London

June 28–29, 2027

New York

September 15–16, 2026

Berlin

November 9–10, 2026

AI killed the coding interviews. Here’s what Meta built instead

How Meta replaced traditional coding interviews with AI-native hiring that measures adaptability, communication, and real-world engineering judgment.

Speakers: Danit Nativ Navon

June 03, 2026

When Meta’s senior engineers couldn’t explain ‘vibe-coding,’ we knew something broke. Traditional leadership tools failed, and we had to evolve. Learn how, at Meta, we changed how we hire, evaluate, and lead.

A while back, during one of Meta’s new hire orientations, a senior manager froze when new hires asked him about “vibe-coding.” He nodded politely but clearly had no idea what they meant. That moment exposed more than a generational gap, it was a warning; The gap between how fast technology evolves and how fast leaders adapt is widening, and we must do something about it. ASAP.

Junior engineers now arrive with AI superpowers. The competitive advantage shifted from raw technical skill to adaptation speed, from code quality to communication, and from knowing frameworks to catching AI hallucinations. This forced Meta to rethink how we hire, evaluate, and lead.

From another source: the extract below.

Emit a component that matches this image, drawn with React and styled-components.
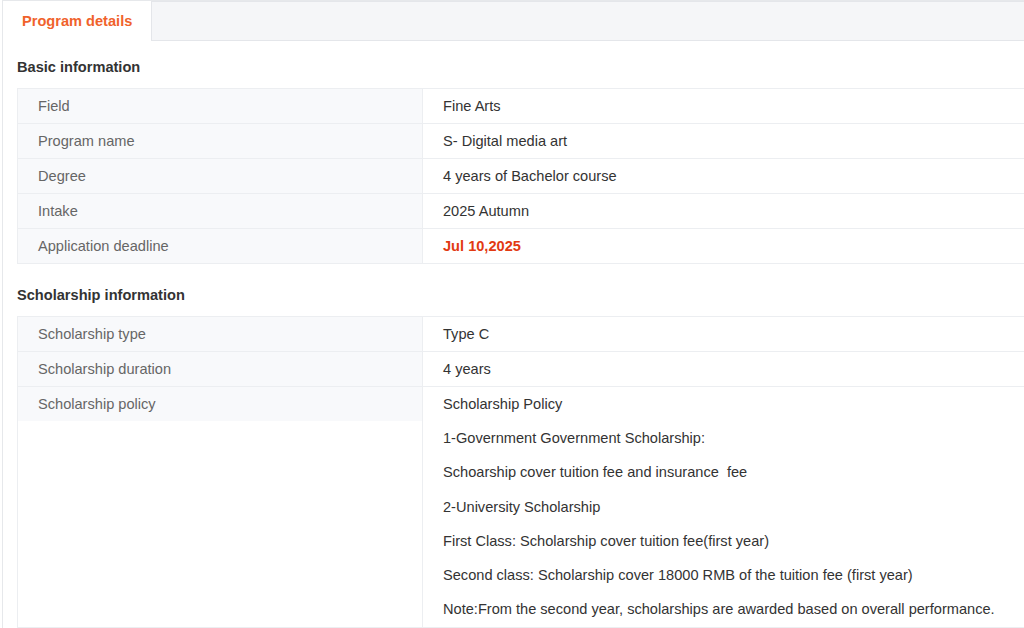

We built AI-native coding interviews that measure adaptation, not memorization. We learned to evaluate talent without the traditional technical signals, and shifted the skills we look for when hiring, promoting, and assessing performance.

We also changed how we lead: leaders have to use AI themselves before teaching their teams. They learn to adapt , rather than using specific tools, so they can evaluate whatever shows up next. They needed to learn how to leverage AI without the price of dependency. We realized AI accelerates junior engineers faster than any technology we’ve seen, but despite the panic about job losses, AI can help ambitious engineers break in and move up, but only if their leaders understand how to guide them.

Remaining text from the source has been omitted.